In June 2000, Mr Mugabe told The Independent that the assets of British and other foreign mining companies would be seized in the next stage of "indigenisation" that started with the listing of white farms.

"After land, we must look at the mining sector," he said, complaining of "too many Britons" in Zimbabwe.

"There must be Africans in there, as owners, not just as workers," he said. After mines, he added, he would "Africanise" the rest of the economy.

Last week about 2,000 people in Kwekwe, south-west of Harare, stormed a mine and began panning for gold "to celebrate Mr Mugabe's victory".

On Friday, 200 Zanu-PF youth militia went on the rampage in Bulawayo, beating shop owners, workers and traders, looting goods, stealing money and injuring 20 people.

Mr Cross said: "Any firm not toeing the line, for instance not adhering to price controls, could well be targeted for illegal acquisition.
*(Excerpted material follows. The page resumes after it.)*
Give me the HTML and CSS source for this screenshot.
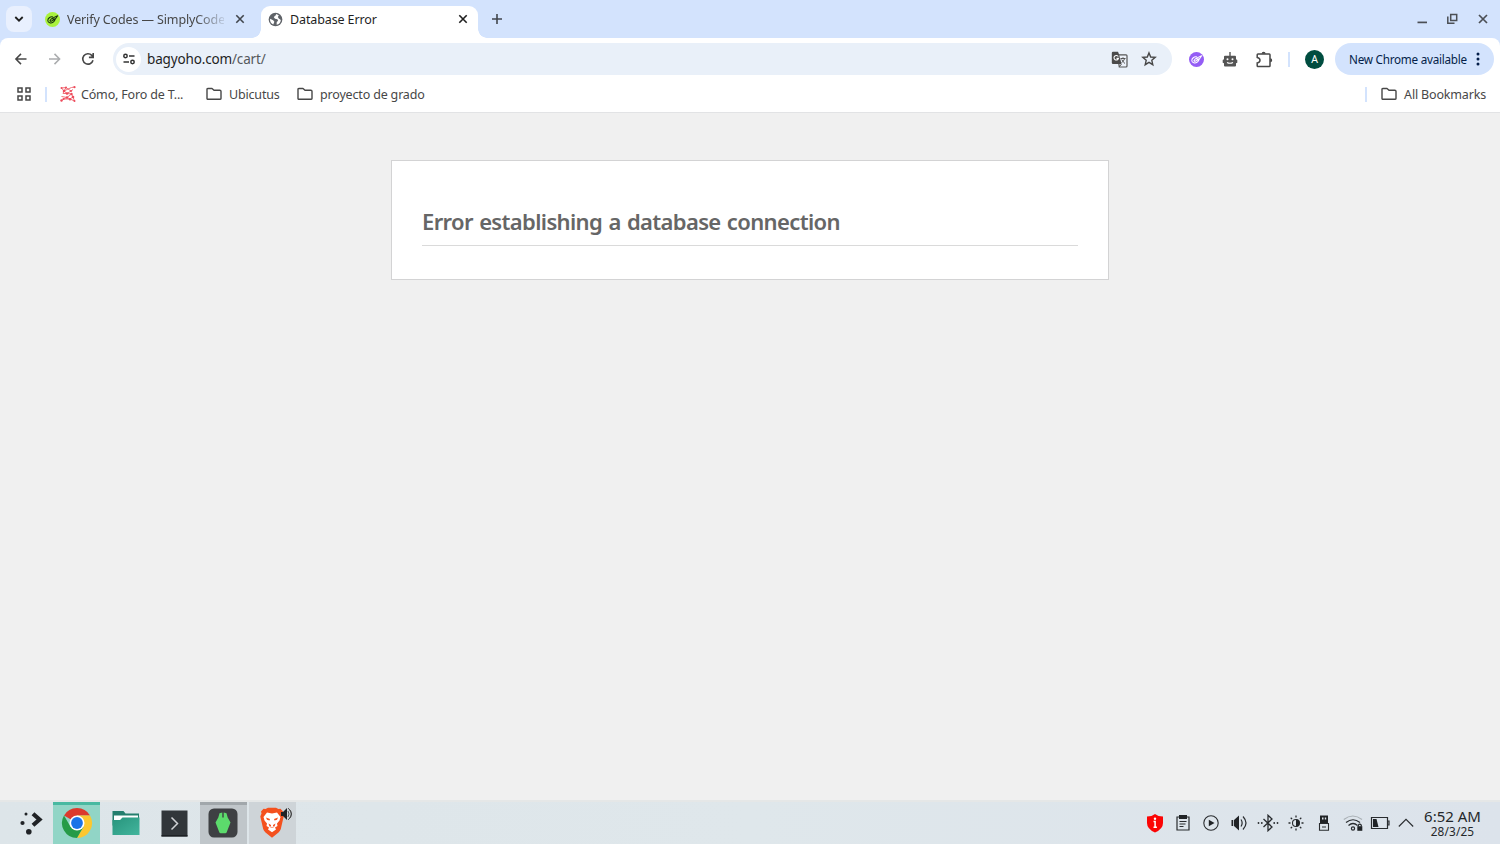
FILE: index.html
```html
<!DOCTYPE html>
<html lang="en">
<head>
<meta charset="utf-8">
<title>Database Error</title>
<link rel="stylesheet" href="styles.css">
</head>
<body>
<svg class="defs" width="0" height="0">
  <symbol id="folder" viewBox="0 0 16 14"><path d="M1 2.200Q1 1.500 2.200 1.500H6L8 3.300h5.800Q15 3.300 15 4.300V11.500Q15 12.300 13.800 12.300H2.200Q1 12.300 1 11.500Z" fill="none" stroke="#474747" stroke-width="1.400" stroke-linejoin="round"/></symbol>
  <symbol id="close" viewBox="0 0 10 10"><path d="M1.300 1.300l7.400 7.400M8.700 1.300l-7.400 7.400" fill="none" stroke="currentColor" stroke-width="1.600"/></symbol>
  <symbol id="leaf" viewBox="0 0 16 16"><path d="M8.600 5.300C5.500 4.500 2.800 7 3 9.300S6.500 12.200 8.500 11 10.500 8.500 10.900 7.800M5.300 9.300Q6.500 6.500 8.600 6.300L13.500 4 11.300 7.200 7 9.700Q5.500 10.300 5.300 9.300ZM8 7.800l2.300-.7" fill="none" stroke="currentColor" stroke-width="1.100" stroke-linejoin="round"/></symbol>
</svg>

<header class="tabstrip">
  <button class="tab-search"><svg width="10" height="8" viewBox="0 0 10 8"><path d="M1.300 2L5 5.700 8.700 2" fill="none" stroke="#1f1f1f" stroke-width="1.800"/></svg></button>
  <div class="tab">
    <span class="fav lime"><svg width="15" height="15" viewBox="0 0 15 15"><use href="#leaf" width="15" height="15"/></svg></span>
    <span class="tab-title fade">Verify Codes — SimplyCode</span>
    <svg class="tab-close" width="10" height="10"><use href="#close"/></svg>
  </div>
  <div class="tab active">
    <svg class="globe" width="15" height="15" viewBox="0 0 16 16"><circle cx="8" cy="8" r="7.300" fill="#5f6368"/><path d="M8.600 2.200Q8.800 4 7.200 4.300L6.200 5.600 7.500 7.300 10 7.600 10.800 9.200 9.300 10.600 9.200 13.600A5.800 5.800 0 0 0 13.700 8.500L11.500 7 10.500 5.200 11.500 3.400ZM2.200 7.300L5.500 8.800 6.800 10.500 5.600 13.300A5.800 5.800 0 0 1 2.200 7.300Z" fill="#fff"/></svg>
    <span class="tab-title">Database Error</span>
    <svg class="tab-close" width="10" height="10"><use href="#close"/></svg>
  </div>
  <svg class="new-tab" width="12" height="12" viewBox="0 0 12 12"><path d="M6 1v10M1 6h10" stroke="#41464d" stroke-width="1.600"/></svg>
  <div class="window-controls">
    <svg width="12" height="12" viewBox="0 0 12 12"><path d="M1.500 9.400h9.500" stroke="#4b4f55" stroke-width="1.700"/></svg>
    <svg width="12" height="12" viewBox="0 0 12 12"><path d="M3.700 1.500h6v6h-6zM.8 3.500v6.800H7.500" fill="none" stroke="#4b4f55" stroke-width="1.500"/></svg>
    <svg width="12" height="12" viewBox="0 0 12 12"><path d="M2 2l8 8M10 2l-8 8" stroke="#4b4f55" stroke-width="1.700"/></svg>
  </div>
</header>

<div class="chrome">
<nav class="toolbar">
  <div class="nav-icons">
    <svg width="14" height="14" viewBox="0 0 14 14"><path d="M12.500 7H2M7 1.900L1.900 7l5.100 5.100" fill="none" stroke="#474747" stroke-width="1.500"/></svg>
    <svg width="14" height="14" viewBox="0 0 14 14"><path d="M1 7h10.500M6.500 1.900L11.600 7l-5.100 5.100" fill="none" stroke="#aaacae" stroke-width="1.500"/></svg>
    <svg width="14" height="14" viewBox="0 0 14 14"><path d="M12 8.300A5.200 5.200 0 1 1 10.800 3.400L12 4.800M12.200 1v4.400H7.900" fill="none" stroke="#474747" stroke-width="1.600"/></svg>
  </div>
  <div class="omnibox">
    <span class="site-info"><svg width="14" height="14" viewBox="0 0 14 14"><g fill="none" stroke="#333" stroke-width="1.500"><circle cx="3.500" cy="4" r="1.700"/><circle cx="10.500" cy="10" r="1.700"/><path d="M7 4h5.500M1.500 10H7"/></g></svg></span>
    <span class="url">bagyoho.com<span class="path">/cart/</span></span>
    <svg class="translate" width="17" height="17" viewBox="0 0 17 17"><path d="M6.500 3.800H15Q16 3.800 16 4.800V15Q16 16 15 16H8.300z" fill="#edf2fa" stroke="#555" stroke-width="1.200"/><path d="M2 .8h5l1 2.500L10.500 13H2Q.8 13 .8 11.800V2Q.8.8 2 .8Z" fill="#4a4a4a"/><path d="M7.300 5.600A2.300 2.300 0 1 0 7.500 7.400H5.500" fill="none" stroke="#fff" stroke-width="1.100"/><path d="M9.500 7.500h5M12 6.300v1.200M13.600 7.700Q12.800 10 10.600 11.800M10.700 8.500Q12 11 14 12.500M8.500 15.500l2-2.500" fill="none" stroke="#555"/></svg>
    <svg class="star" width="16" height="16" viewBox="0 0 16 16"><path d="M8 1.900L9.700 6l4.500.4-3.400 2.900 1 4.400L8 11.400l-3.800 2.300 1-4.400L1.800 6.400 6.300 6z" fill="none" stroke="#474747" stroke-width="1.400"/></svg>
  </div>
  <div class="extensions">
    <span class="fav violet"><svg width="15" height="15" viewBox="0 0 15 15"><use href="#leaf" width="15" height="15"/></svg></span>
    <svg width="16" height="17" viewBox="0 0 16 17"><path d="M3 4.700h10q1 0 1 1v2.500l1.300.8v2.800l-1.300.5V14.500q0 1-1 1H3q-1 0-1-1v-2.200L.7 11.800V9L2 8.200V5.700q0-1 1-1z" fill="#555"/><path d="M7.300 1h1.400v4H7.300z" fill="#555"/><circle cx="5.500" cy="8.300" r="1" fill="#fff"/><circle cx="10.500" cy="8.300" r="1" fill="#fff"/><path d="M5 11.500q3 1.600 6 0" fill="none" stroke="#fff" stroke-width="1.100"/></svg>
    <svg class="puzzle" width="17" height="17" viewBox="0 0 17 17"><path d="M2 2.900h11.200q.8 0 .8.800v11q0 .8-.8.800H2q-.8 0-.8-.8V12Q4 11.500 4 9.300T1.200 6.500V3.700q0-.8.800-.8Z" fill="none" stroke="#474747" stroke-width="1.500"/><path d="M5.600 2.800a2 2 0 0 1 4 0zM14.200 7.300a2 2 0 0 1 0 4z" fill="#474747"/></svg>
    <i class="sep"></i>
    <span class="avatar">A</span>
  </div>
  <button class="update">New Chrome available<svg width="4" height="14" viewBox="0 0 4 14"><g fill="#041e49"><circle cx="2" cy="2" r="1.500"/><circle cx="2" cy="7" r="1.500"/><circle cx="2" cy="12" r="1.500"/></g></svg></button>
</nav>

<nav class="bookmarks">
  <svg class="apps" width="14" height="14" viewBox="0 0 14 14"><path d="M1 1h4v4H1zM9 1h4v4H9zM1 9h4v4H1zM9 9h4v4H9z" fill="none" stroke="#474747" stroke-width="1.500"/></svg>
  <i class="sep"></i>
  <svg class="network" width="16" height="16" viewBox="0 0 16 16"><g fill="none" stroke="#f0717a" stroke-width="1"><path d="M1.500 2L6 1.500 8 3l3.500-1.500L14.500 1M6 1.500L4 5 8 3M4 5l3 2.500L11.500 8 13 11l-3 2L7 11.500 3.500 13 1 15M1.500 2L4 5M8 3l3 2 2-1.500M4 5l-1 2.500L7 7.500M11 5L7 7.500M11.500 8L7 11.500M1.500 10.500L7 11.500M3.500 13L10 13l4.500 2M13 11l1.500 4"/></g><g fill="#ed4b5c"><circle cx="1.500" cy="2" r="1"/><circle cx="6" cy="1.500" r="1"/><circle cx="14.500" cy="1.200" r="1.100"/><circle cx="4" cy="5" r="1.300"/><circle cx="11" cy="5" r="1"/><circle cx="7" cy="7.500" r="1.300"/><circle cx="11.500" cy="8" r="1.200"/><circle cx="13" cy="11" r="1.300"/><circle cx="7" cy="11.500" r="1.200"/><circle cx="10" cy="13.300" r="1.200"/><circle cx="1.500" cy="14.500" r="1.200"/><circle cx="3.500" cy="13" r="1"/><circle cx="14.500" cy="15" r="1"/></g></svg>
  <span class="bm first">Cómo, Foro de T...</span>
  <svg class="dir" width="16" height="14"><use href="#folder"/></svg><span class="bm ubi">Ubicutus</span>
  <svg class="dir" width="16" height="14"><use href="#folder"/></svg><span class="bm">proyecto de grado</span>
  <div class="all"><i class="sep"></i><svg class="dir" width="16" height="14"><use href="#folder"/></svg><span class="bm">All Bookmarks</span></div>
</nav>
</div>

<main class="page">
  <section class="error-card"><h1>Error establishing a database connection</h1></section>
</main>

<footer class="taskbar">
  <div class="task launcher"><svg width="24" height="24" viewBox="0 0 24 24"><g fill="#202326"><circle cx="7" cy="3" r="1.500"/><circle cx="3.500" cy="12" r="2.100"/><circle cx="9.800" cy="20.800" r="2.800"/></g><path d="M14 2.700L20.500 8.500l-6.500 5.800" fill="none" stroke="#202326" stroke-width="4.200"/></svg></div>
  <div class="task chrome-task"><svg width="32" height="32" viewBox="0 0 32 32"><path d="M16 16L3 8.500A15 15 0 0 1 29 8.500H16z" fill="#db3a2d"/><path d="M16 8.500h13A15 15 0 0 1 16 31l6.500-11.200z" fill="#fcc72e"/><path d="M3 8.500l6.500 11.300L22.500 19.800 16 31A15 15 0 0 1 3 8.500z" fill="#259b48"/><circle cx="16" cy="16" r="7.500" fill="#fff"/><circle cx="16" cy="16" r="5.900" fill="#1a73e8"/></svg></div>
  <div class="task files"><svg width="28" height="26" viewBox="0 0 28 26"><path d="M.5 1h11l2 2.500H27v12H.5z" fill="#247e6d"/><path d="M2 5.500h24V13H2z" fill="#fff"/><path d="M.5 10H8l2.500-2.500H27.500V25H.5z" fill="url(#tealfade)"/><defs><linearGradient id="tealfade" x1="0" y1="0" x2="1" y2="1"><stop stop-color="#27947c"/><stop offset="1" stop-color="#43b59d"/></linearGradient></defs></svg></div>
  <div class="task terminal"><svg width="27" height="27" viewBox="0 0 27 27"><path d="M.5.500h26v26H.5z" fill="#31363a"/><path d="M.5 25h26v1.500H.5z" fill="#1d2124"/><path d="M10.500 7.500l6 6-6 6" fill="none" stroke="#d0d3d5" stroke-width="1.500"/></svg></div>
  <div class="task open"><svg width="30" height="30" viewBox="0 0 30 30"><rect x=".5" y=".5" width="29" height="29" rx="5.500" fill="#3e4043"/><path d="M11.500 5.200L14.300 4.500V9.500h1.400V4.500l2.800.7 1.200 4.300 2.800 5-3.800 9.800q-.3 1-1.400 1h-4.600q-1.100 0-1.400-1L7.500 14.500l2.800-5z" fill="#5cdb6c"/></svg></div>
  <div class="task brave"><svg width="26" height="32" viewBox="0 0 26 32"><path d="M6.500 2L9 .8h8L19.500 2l2-.2L24 4.500l-.5 2 1.200 3L21.800 22q-.5 2-2.300 3.400L13 30.800 6.500 25.400Q4.700 24 4.200 22L1.300 9.500l1.200-3L2 4.500l2.500-2.700z" fill="#f4511e"/><path d="M8 5.500L13 6.500 18 5.500 21.500 10 20.500 13.500 18 16.500 18.500 19 16 20.500 17 22.500 13 25.300 9 22.500 10 20.500 7.500 19 8 16.500 5.500 13.500 4.500 10Z" fill="#fff"/><path d="M7 10.500l4 1.500-.5 1.500-2.500-.8zM19 10.500l-4 1.500.5 1.500 2.500-.8zM9.500 16.500l2.500 1.500v1.500l-1.500 0zM16.500 16.500L14 18v1.500l1.500 0zM10.500 21l2.500-1.300 2.500 1.300-2.500-.4z" fill="#f4511e"/></svg>
    <svg class="audio" width="12" height="12" viewBox="0 0 12 12"><path d="M0 4h2l4-4v12L2 8H0z" fill="#202326"/><path d="M7 3q2 3 0 6M8.500 1.500q3.500 4.500 0 9M7 0q7 6 0 12" fill="none" stroke="#333" stroke-width=".8"/></svg></div>
  <div class="tray">
    <svg width="18" height="20" viewBox="0 0 18 20"><path d="M9 1Q12 3.500 17 3.500V10q0 6-8 9.500Q1 16 1 10V3.500Q6 3.500 9 1Z" fill="#fb0505"/><path d="M7.500 8.500h1.600V14M7.500 14.200h3.400" fill="none" stroke="#fff" stroke-width="1.500"/><circle cx="9" cy="5.800" r="1.200" fill="#fff"/></svg>
    <svg width="18" height="18" viewBox="0 0 18 18"><path d="M3 3h12v13H3zM5.500 7.500h7M5.500 10h6M5.500 12.500h4" fill="none" stroke="#292c2f" stroke-width="1.200"/><path d="M5 1h8v4H5z" fill="#202326"/></svg>
    <svg width="18" height="18" viewBox="0 0 18 18"><circle cx="9" cy="9" r="7.200" fill="none" stroke="#292c2f" stroke-width="1.100"/><path d="M6.800 5.800L12.500 9l-5.700 3.200z" fill="#202326"/></svg>
    <svg width="18" height="18" viewBox="0 0 18 18"><path d="M1.500 6h1.700v6H1.500zM4 6l5-4.500v15L4 12z" fill="#202326"/><path d="M11 5.500q2.300 3.500 0 7M13 2.500q6 6.500 0 13" fill="none" stroke="#292c2f" stroke-width="1.200"/></svg>
    <svg class="bluetooth" width="22" height="18" viewBox="0 0 22 18"><path d="M6.500 5l8.500 8-4 3.700V1.300L15 5l-8.500 8" fill="none" stroke="#292c2f" stroke-width="1.300"/><g fill="#292c2f"><circle cx="1.500" cy="9" r=".9"/><circle cx="4.800" cy="9" r=".9"/><circle cx="17.200" cy="9" r=".9"/><circle cx="20.500" cy="9" r=".9"/></g></svg>
    <svg width="18" height="18" viewBox="0 0 18 18"><circle cx="9" cy="9" r="3.500" fill="none" stroke="#292c2f" stroke-width="1.100"/><path d="M9 5.500a3.500 3.500 0 0 1 0 7z" fill="#202326"/><path d="M9 1.500v2M9 14.500v2M1.500 9h2M14.500 9h2M3.700 3.700l1.400 1.400M12.900 12.900l1.400 1.400M14.300 3.700l-1.400 1.400M5.100 12.900l-1.400 1.400" stroke="#292c2f" stroke-width="1.300"/></svg>
    <svg width="18" height="18" viewBox="0 0 18 18"><path d="M5 1.500h8V9H5z" fill="#202326"/><path d="M7 3.500h1.500v2H7zM9.800 3.500h1.400v2H9.800z" fill="#dfe6ec"/><path d="M4.500 9.500h9v6.700h-9zM7 13h4" fill="none" stroke="#292c2f" stroke-width="1.100"/></svg>
    <svg width="20" height="18" viewBox="0 0 20 18"><g fill="none" stroke="#292c2f" stroke-width="1.200"><path d="M.8 5.500q9-7 18.200 0" stroke="#a9b0b5"/><path d="M3 8.500q7-5.500 14 0M5.500 11.500q4.500-4 9 0"/><circle cx="10" cy="14.500" r="1.600"/><path d="M15.300 12.500v-1.300q1.500-2 3 0v1.300"/></g><path d="M14.300 12.200h5v4.600h-5z" fill="#202326"/></svg>
    <svg class="battery" width="20" height="18" viewBox="0 0 20 18"><path d="M1.500 3.500h16v11h-16zM17.500 7h1.500v4h-1.500" fill="none" stroke="#292c2f" stroke-width="1.200"/><path d="M3 5h3.500l2 8H3z" fill="#202326"/></svg>
    <svg width="18" height="18" viewBox="0 0 18 18"><path d="M1.800 12.500L9 5.300l7.200 7.200" fill="none" stroke="#292c2f" stroke-width="1.100"/></svg>
  </div>
  <div class="clock"><span class="time">6:52 AM</span><span class="date">28/3/25</span></div>
</footer>
</body>
</html>
```
FILE: styles.css
```css
* { box-sizing: border-box; }
body { margin: 0; width: 1500px; height: 844px; overflow: hidden; display: flex; flex-direction: column; background: #d3e3fd; font-family: "Noto Sans", sans-serif; color: #474747; }
svg { display: block; flex: none; }
.defs { display: none; }
button { border: 0; padding: 0; font: inherit; }

.tabstrip { height: 38px; flex: none; display: flex; padding: 6px 6px 0; }
.tab-search { width: 26px; height: 26px; border-radius: 8px; background: #e9f0fe; display: flex; align-items: center; justify-content: center; }
.tab { width: 229px; height: 26px; padding-left: 13px; display: flex; align-items: center; font-size: 12.500px; letter-spacing: -.12px; position: relative; }
.fav { width: 15px; height: 15px; border-radius: 50%; flex: none; }
.lime { background: #a9f23d; color: #17310c; }
.tab-title { margin-left: 7px; width: 157px; padding-top: 2px; white-space: nowrap; line-height: 18px; }
.fade { -webkit-mask-image: linear-gradient(90deg, #000 82%, rgba(0,0,0,.15)); mask-image: linear-gradient(90deg, #000 82%, rgba(0,0,0,.15)); }
.tab-close { margin-left: 11px; color: #41464d; }
.tab.active { width: 217px; height: 32px; padding: 0 0 6px 7px; background: #fff; border-radius: 9px 9px 0 0; color: #1f1f1f; }
.active::before, .active::after { content: ""; position: absolute; bottom: 0; width: 9px; height: 9px; }
.active::before { left: -9px; background: radial-gradient(circle at 0 0, transparent 8.500px, #fff 9px); }
.active::after { right: -9px; background: radial-gradient(circle at 100% 0, transparent 8.500px, #fff 9px); }
.active .tab-close { color: #1f1f1f; }
.new-tab { margin: 7px 0 0 13px; }
.window-controls { margin: 7px 5px 0 auto; display: flex; gap: 18.500px; }

.chrome { height: 75px; flex: none; background: #fff; border-radius: 8px 8px 0 0; border-bottom: 1px solid #e2e3e5; }
.toolbar { height: 42px; padding-right: 6px; display: flex; align-items: center; }
.nav-icons { width: 113px; padding-left: 14px; display: flex; gap: 19.700px; flex: none; }
.omnibox { width: 1059px; height: 32px; border-radius: 16px; background: #e9f0f9; padding: 0 15px 0 3px; display: flex; align-items: center; }
.site-info { width: 25px; height: 25px; border-radius: 50%; background: #fff; display: flex; align-items: center; justify-content: center; }
.url { flex: 1; margin-left: 6px; font-size: 13.500px; letter-spacing: -.15px; line-height: 20px; color: #1f1f1f; }
.path { color: #55585c; }
.star { margin-left: 13px; }
.extensions { display: flex; align-items: center; padding-left: 17px; width: 163px; gap: 17.500px; }
.puzzle { margin: 0 -1px 0 1px; }
.violet { background: #945df5; color: #fff; }
.sep { display: block; width: 2px; height: 15px; background: #d3e3fd; flex: none; }
.extensions .sep { margin-left: -2px; }
.avatar { width: 19px; height: 19px; margin-left: -2px; border-radius: 50%; background: #004d40; color: #fff; font-size: 10.500px; line-height: 19px; text-align: center; flex: none; }
.update { width: 159px; height: 32px; padding: 0 14px; border-radius: 16px; background: #d3e3fd; color: #041e49; font-size: 11.700px; letter-spacing: -.24px; display: flex; align-items: center; justify-content: space-between; white-space: nowrap; }

.bookmarks { height: 32px; padding: 0 14px 4px 17px; display: flex; align-items: center; font-size: 12.500px; letter-spacing: -.17px; }
.apps { margin-right: 14px; }
.network { margin-left: 13px; }
.bm { padding-top: 2px; line-height: 18px; white-space: nowrap; margin-left: 7px; }
.first { width: 120px; margin-left: 5px; }
.ubi { width: 68px; }
.all { margin-left: auto; display: flex; align-items: center; }
.first + .dir { margin-left: 5px; }
.all .dir { margin-left: 14px; }

.page { flex: 1; background: #f0f0f0; padding-top: 47px; }
.error-card { width: 718px; height: 120px; margin: 0 auto; padding: 48px 30px 0; background: #fff; border: 1px solid #d3d3d4; }
h1 { margin: 0; height: 37px; border-bottom: 1px solid #dadada; color: #666; font-size: 22px; letter-spacing: -.64px; word-spacing: 1.200px; font-weight: 600; line-height: 25px; white-space: nowrap; }

.taskbar { height: 44px; flex: none; border-top: 2px solid #e5e7e7; background: linear-gradient(90deg, #dde5e9, #dfe7eb 50%, #dce3eb); display: flex; }
.task { width: 47px; margin-right: 2px; display: flex; align-items: center; justify-content: center; position: relative; }
.launcher { width: 51px; padding-left: 11px; }
.chrome-task { background: #91d5c6; border-top: 3px solid #48b9a1; padding-bottom: 3px; }
.open { background: #c0c6ca; border-top: 3px solid #a1a7ab; padding: 0 1px 3px 0; }
.brave { background: #ced4d8; padding-right: 2px; }
.audio { position: absolute; top: 6px; left: 32px; }
.tray { margin-left: auto; display: flex; align-items: center; gap: 10px; }
.bluetooth { margin: 0 -2px 0 -1px; }
.battery { margin: 0 -3px; }
.clock { width: 85px; padding: 6px 10px 0 0; display: flex; flex-direction: column; align-items: center; color: #24272a; white-space: nowrap; }
.time { font-size: 15px; line-height: 17px; }
.date { font-size: 11.800px; line-height: 12px; letter-spacing: .15px; }
```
Many white-owned companies are vulnerable to grabs, and many senior managers are already seriously harassed by Zanu-PF heavies." One example is Lobels, a family business and one of southern Africa's biggest bakeries. After opposing price controls on bread late last year, the company was visited by Zanu-PF officials who offered to buy it for a fraction of its value and advised the owners "to take the money and run".

Lobels has survived price controls by stopping deliveries to rural areas, but many smaller black-owned bakeries have gone under.

State acquisitions of companies would chase off the few remaining foreign investors. Mr Mugabe's solution to that yesterday was to call on Zimbabweans to invest to halt the decline of an economy that has shrunk 30 per cent in two years and will contract 10 per cent this year.

Hundreds of businesses have closed and commercial agriculture, which generates food exports and which supports some 3,000 related businesses, faces disaster.

Crops have not been planted on farms brought to a standstill by invasions, and two thirds of their irrigation capacity has been dismantled. Mr Cross said: "Farmers can't take any more of this. They have had two years of hell. With farmers owing banks around Zim$40 billion in loans taken out against farms that now have little value, some banks face bankruptcy."

Mr Mugabe said yesterday that land reform "must proceed with greater speed and strength" and vowed to carry on correcting the "monstrous colonial injustice" that saw much fertile land controlled by white farmers: all agree on the need for land reform, but not how it is being done.

Today, 44 white farmers from Raffingora must report to court in Chinhoyi to face charges of corruption for handing out food to polling agents during the election and possessing illegal radio equipment – the same charges laid against 12 of their colleagues last week.

One of them is Jean Simon, 44, who has been harassed by Zanu-PF supporters for two years and has been in hiding since police arrived at her farm to arrest her a week ago for being on a list of Raffingora farmers who, among other things, assisted MDC polling agents during last week's election. She said: "My family has been in Africa for 200 years and I'm here for the duration. But I can't speak for my colleagues. Many of them are totally fed up and thinking of packing up and heading south."